Eigentlich haben wir uns für zwölf Uhr verabredet. Also steige ich vom Basislager hinauf zum Aussichtspunkt, um mit Ralf per Satellitentelefon Kontakt aufzunehmen. Der Termin verstreicht, ohne das es klingelt. Ich wähle Ralfs Nummer. Eine männliche Automatenstimme empfiehlt mir, es später noch einmal zu versuchen.

Telefonieren unmöglich

Ich blicke Richtung Mount Everest. Die Wolken jagen von Westen nach Osten. Bei diesem Sturm wollen die drei den Chang La, den Nordsattel, erklettern. Ich stelle mir vor wie sie sich die Eisspalte hochzwängen. Telefonieren unmöglich! Ich kehre zum Basislager zurück. Hier bläst es auch ordentlich, doch sicher kein Vergleich mit dem Windkanal dort oben.
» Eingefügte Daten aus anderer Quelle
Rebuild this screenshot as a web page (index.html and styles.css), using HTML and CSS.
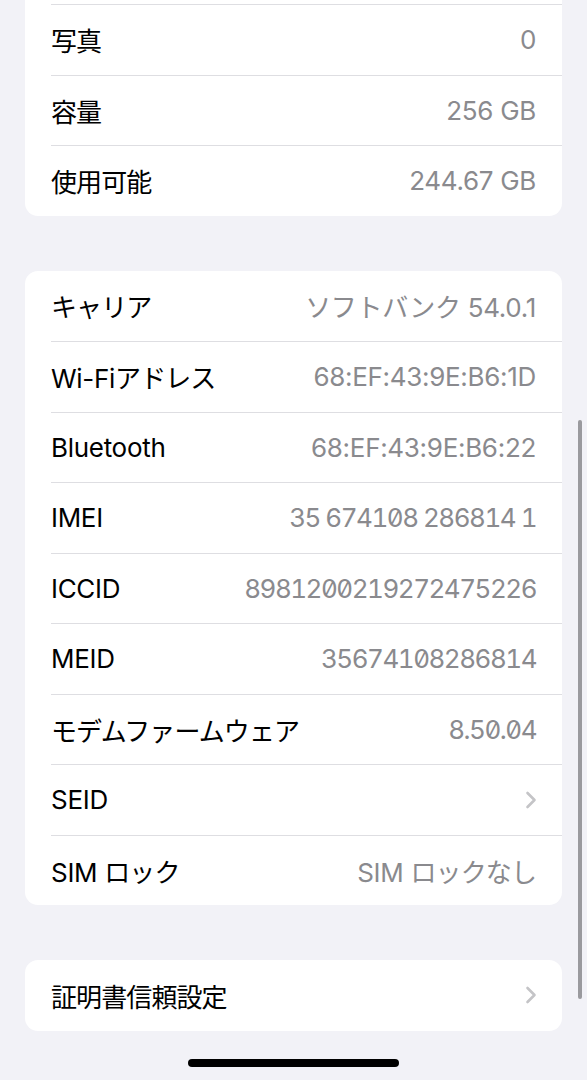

Anderthalb Stunden später klingelt das Telefon. Ralf meldet sich vom Nordsattel: „War das ein Sturm! Geschwindigkeiten um die 80 Stundenkilometer. Der Wind hat uns fast von den Beinen geholt.“ Die Gletscherspalten im unteren und das Blankeis im oberen Bereich der Route seien nicht ohne gewesen, aber am meisten hätten sie mit dem Wind gekämpft.

„Das ist der Abschaum!“

Ralf ist tief beeindruckt von dem Anblick, der sich ihm am Nordsattel in 7066 Metern Höhe bietet: „So etwas habe ich noch nie gesehen. Zelt an Zelt, nur dreißig Zentimeter dazwischen.“ Überall lägen menschliche Extremente herum, da sei es schwer, einen halbwegs sauberen, windgeschützten Platz für ihr Minizelt zu finden. „Das ist der Abschaum!“ Ich frage ob noch viele Bergsteiger auf den Gipfel wollten. Ralf antwortet, es kämen noch einige vom Basislager auf dem östlichen Rongbuk-Gletscher herauf. Wir verabschieden uns.

Wir müssen warten

Drei Stunden später der nächste Anruf. Ralf hat gerade mit Charly Gabl telefoniert, dem Wetterfrosch aus Innsbruck. Er hat die Prognose für den vermeintlichen Gipfeltag 30. Mai revidiert. Der Wind werde stärker blasen. Zu stark für einen Aufstieg ohne zusätzlichen Sauerstoff. Erst am 1. Juni werde der Wind nachlassen.

Nun wollen Gerlinde, Ralf und Hiro in ihrem Zelt am Nordsattel den nächsten Wetterbericht Gabls am Samsatg abwarten. Und wir dachten, die Zeit des Wartens sei vorbei.